Now we have all the information we need to pursue Proper Risk Management.

1. Consider what our findings of the stocks “volatility” are. Its telling us roughly how much cents/dollars our stock moves on a daily basis.

2. What if we were to multiply this number by 1.5? What would the results tell us? It would give us an anomaly figure. Which means, if the stock were to on any given day move this number or beyond, we would be outside the average, which put simply would imply the stock is currently behaving “outside” its normal behaviour.

Looking at the chart.

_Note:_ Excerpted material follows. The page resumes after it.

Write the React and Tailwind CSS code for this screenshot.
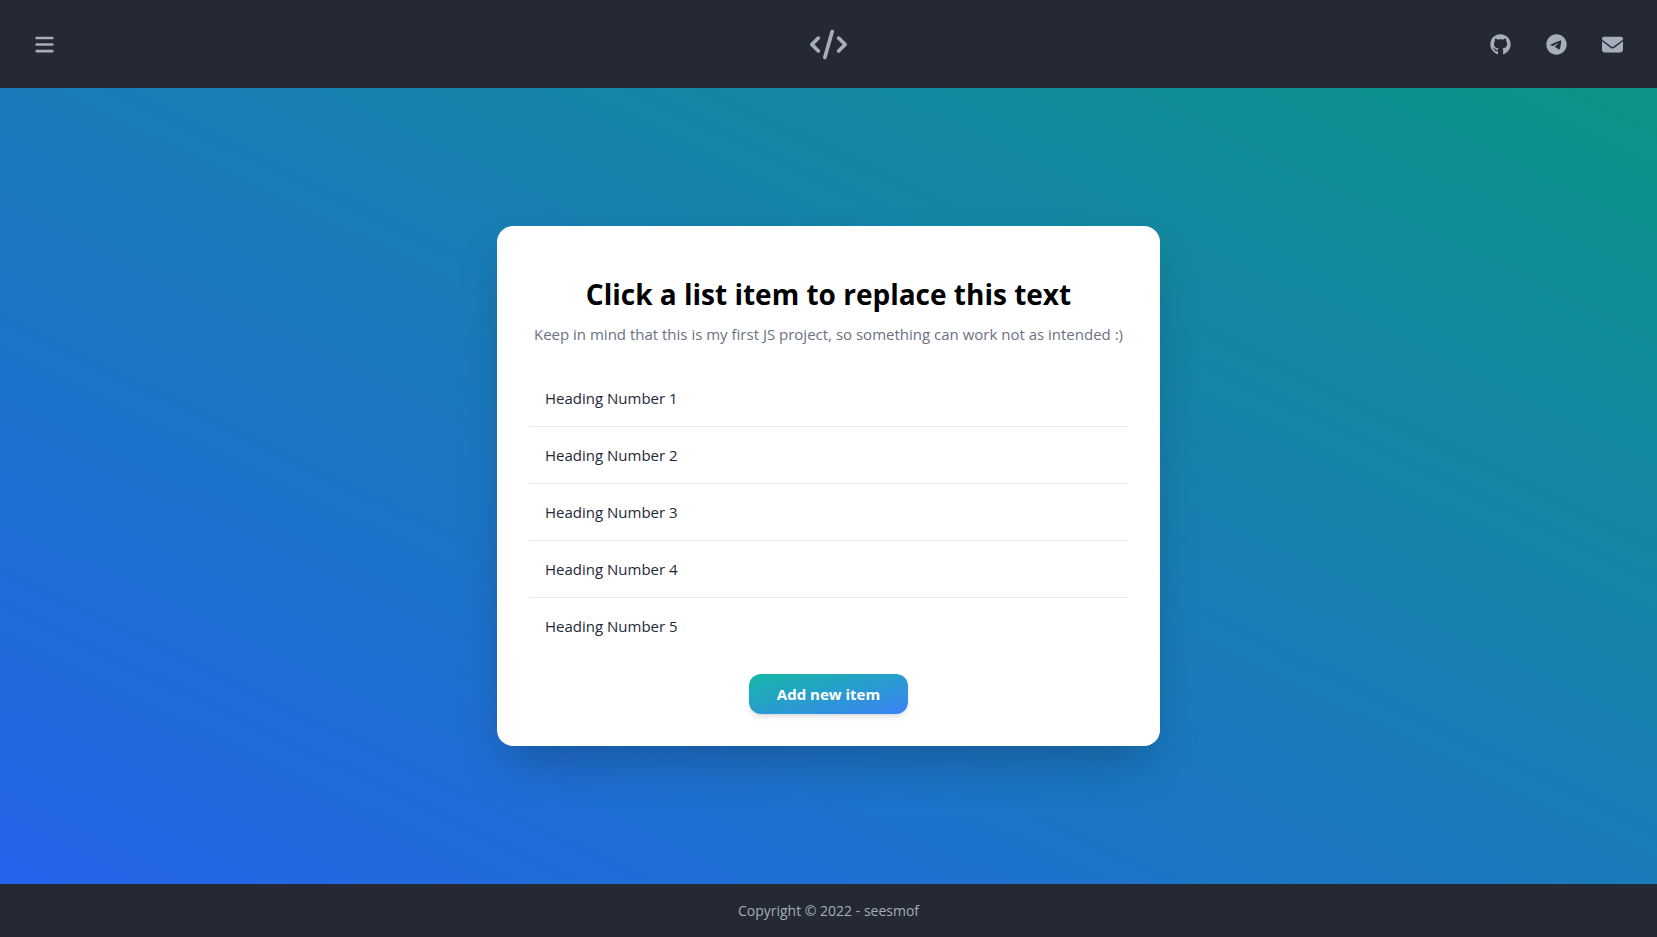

Once we determine current support and resistance levels, we can then start to focus on our entry.
Look for an area where a breakout or further move can be confirmed based on previous movements.


I would be happy to answer any questions, and even give examples.

"One thing about the markets that can be said with 100% certainty is that markets trend beyond random"
 
Okay, present a chart showing an entry for tomorrow and a defined exit!



Hey Wysiwyg,

I put this information up to help a new trader, and point them into maybe a different way of chart analysis.

This is the system i used when i started trading, which has since evolved into a new beast.

Just showing a different pathway and when i said i would help and give examples, i was suggesting the to Excel side of things and any question which arose from my post

And as for giving entries... well thats in my other post
 
I would be happy to answer any questions, and even give examples.

"One thing about the markets that can be said with 100% certainty is that markets trend beyond random"

Hi there! New day trader here learning the ropes

Could you outline these terms to confirm my understanding

H-L
H-PDC
PDC-L

And any recommendation on stock timeline viewer programs for hourly and day data with candle-wick graphs?

Jezza
 

Thank you for your wonderful advice. Made the world of difference to me, didn't know how to differentiate and manage position sizing's for the different breakout patterns. This advice works with many different strategies be it trends, mean reversion and breakouts. Cheers mate.